Caroline Péron : Je suis très inspirée par le travail des impressionnistes. Leur façon de rendre avec simplicité les couleurs et les formes d’un paysage, d’une terrasse au soleil, d’un visage à l’ombre est bluffant. J’aime les couleurs chaudes, chaleureuses. Elles m’invitent à rentrer dans un univers ; une fin d’après-midi, un déjeuner dans l’herbe, un café après un repas… Tout est associé au plaisir finalement !J’adore le peintre Bonnard, Monet, Gauguin. J’aime beaucoup quand Edgar Degas ajoute des touches au pastel sur ses peintures. J’admire les couleurs et la simplicité des lignes de Matisse et le geste de David Hockney dans ses dessins au crayon.
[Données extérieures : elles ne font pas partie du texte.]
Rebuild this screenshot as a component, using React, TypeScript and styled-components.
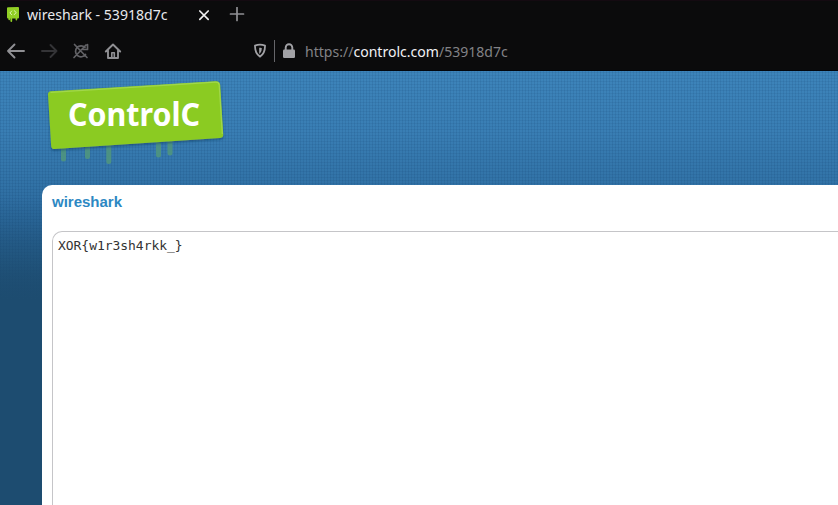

Et puis d’un point de vue plus contemporain, j’aime beaucoup les dessins à l’encre de Edmond Baudoin. Sa ligne mi tremblante, mi fine, mi épaisse me fait vibrer ! Les aquarelles de Jérémie Moreau dans le livre La Saga de Grimr, les peintures et les dessins de Paul Cox. J’admire le dessin de Xavier Coste dans sa bande dessinée La Rivière. La façon dont la couleur est déposée sous le trait noir m’inspire. Et puis il y en a pleins d’autres !Quels jeunes artistes nous conseilles-tu de suivre ?J’adore les dessins de Mari Kanstad Johnsen. Quand je dessine, j’aime sentir mon poignet libéré dansant avec le papier. Quand la mine glisse, sans accroc. Et je vois cela dans les dessins de Mari. J’aime la gamme colorée de Magali Brueder. Les textures et le trait de Simon Roussin. Les petits dessin naïfs et colorés de Charlotte Ager.

 

Kiblind : Sur quels projets travailles-tu ?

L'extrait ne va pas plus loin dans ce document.